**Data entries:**
= = = = = = =

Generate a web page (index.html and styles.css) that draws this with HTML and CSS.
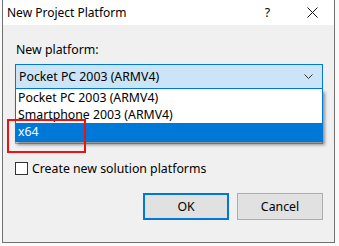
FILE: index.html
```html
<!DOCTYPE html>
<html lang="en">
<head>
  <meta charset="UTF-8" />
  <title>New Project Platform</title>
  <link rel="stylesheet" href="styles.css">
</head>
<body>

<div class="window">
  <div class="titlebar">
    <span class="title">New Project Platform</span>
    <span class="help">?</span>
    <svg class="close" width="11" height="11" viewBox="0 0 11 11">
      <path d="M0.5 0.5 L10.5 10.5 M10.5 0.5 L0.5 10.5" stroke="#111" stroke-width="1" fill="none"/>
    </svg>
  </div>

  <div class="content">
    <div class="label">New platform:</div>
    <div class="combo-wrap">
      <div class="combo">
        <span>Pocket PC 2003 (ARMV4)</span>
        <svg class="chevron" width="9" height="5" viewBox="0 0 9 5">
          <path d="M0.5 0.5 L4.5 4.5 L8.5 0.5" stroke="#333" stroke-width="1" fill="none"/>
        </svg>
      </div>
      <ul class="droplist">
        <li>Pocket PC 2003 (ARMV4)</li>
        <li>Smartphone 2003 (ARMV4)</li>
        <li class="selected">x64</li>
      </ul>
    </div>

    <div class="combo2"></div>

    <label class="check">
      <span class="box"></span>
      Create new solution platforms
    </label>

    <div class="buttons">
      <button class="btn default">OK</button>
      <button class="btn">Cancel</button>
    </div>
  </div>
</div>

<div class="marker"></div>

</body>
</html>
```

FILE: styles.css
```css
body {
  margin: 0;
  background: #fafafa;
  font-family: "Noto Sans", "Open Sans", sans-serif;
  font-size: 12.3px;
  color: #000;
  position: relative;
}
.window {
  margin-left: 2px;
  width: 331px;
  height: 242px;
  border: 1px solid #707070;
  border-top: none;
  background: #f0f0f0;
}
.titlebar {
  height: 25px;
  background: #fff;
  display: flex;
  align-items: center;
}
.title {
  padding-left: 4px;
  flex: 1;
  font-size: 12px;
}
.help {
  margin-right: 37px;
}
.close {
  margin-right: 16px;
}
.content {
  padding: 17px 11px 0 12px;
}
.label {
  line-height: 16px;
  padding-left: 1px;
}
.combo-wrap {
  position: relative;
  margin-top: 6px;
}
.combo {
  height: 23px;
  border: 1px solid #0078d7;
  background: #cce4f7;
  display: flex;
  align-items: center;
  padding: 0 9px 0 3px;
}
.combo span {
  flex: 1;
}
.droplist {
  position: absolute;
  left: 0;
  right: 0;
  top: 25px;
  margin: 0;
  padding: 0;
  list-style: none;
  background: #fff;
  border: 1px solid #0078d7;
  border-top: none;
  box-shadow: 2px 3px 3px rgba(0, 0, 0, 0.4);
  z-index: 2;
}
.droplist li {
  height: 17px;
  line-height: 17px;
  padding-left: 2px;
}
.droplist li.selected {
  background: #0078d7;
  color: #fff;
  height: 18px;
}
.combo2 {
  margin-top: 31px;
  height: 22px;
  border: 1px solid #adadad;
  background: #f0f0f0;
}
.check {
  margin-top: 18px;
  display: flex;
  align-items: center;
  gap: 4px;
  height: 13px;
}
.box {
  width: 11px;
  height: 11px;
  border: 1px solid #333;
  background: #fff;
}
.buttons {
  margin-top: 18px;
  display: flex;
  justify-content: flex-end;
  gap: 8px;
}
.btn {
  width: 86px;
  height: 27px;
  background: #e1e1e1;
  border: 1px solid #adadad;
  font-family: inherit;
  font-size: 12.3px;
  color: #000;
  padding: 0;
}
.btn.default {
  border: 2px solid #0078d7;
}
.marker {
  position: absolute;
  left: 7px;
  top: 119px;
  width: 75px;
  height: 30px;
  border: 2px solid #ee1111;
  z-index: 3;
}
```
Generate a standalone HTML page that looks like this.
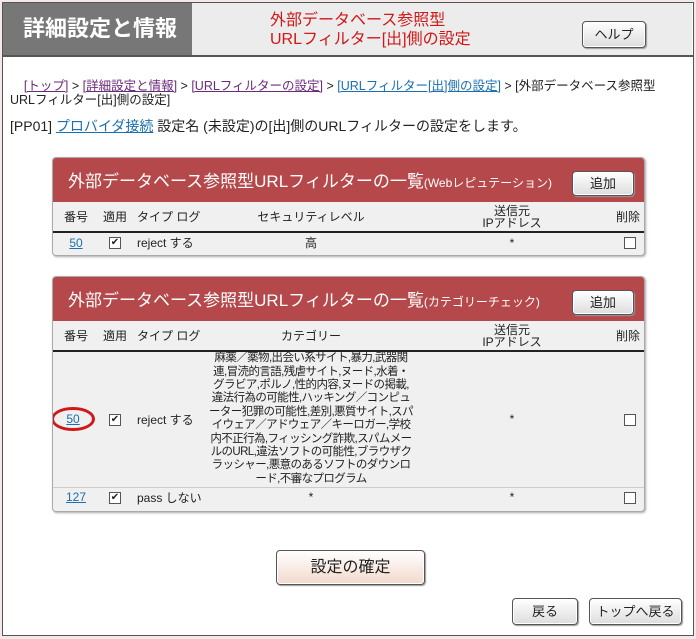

= = = = = = =

**WHAT YOU NEED TO DO:** Copy and report every line where the word "that" is present.

**SOLUTION FOR THIS EXERCISE:**
Generate a web page (index.html and styles.css) that draws this with HTML and CSS.
Generate a standalone HTML page that looks like this.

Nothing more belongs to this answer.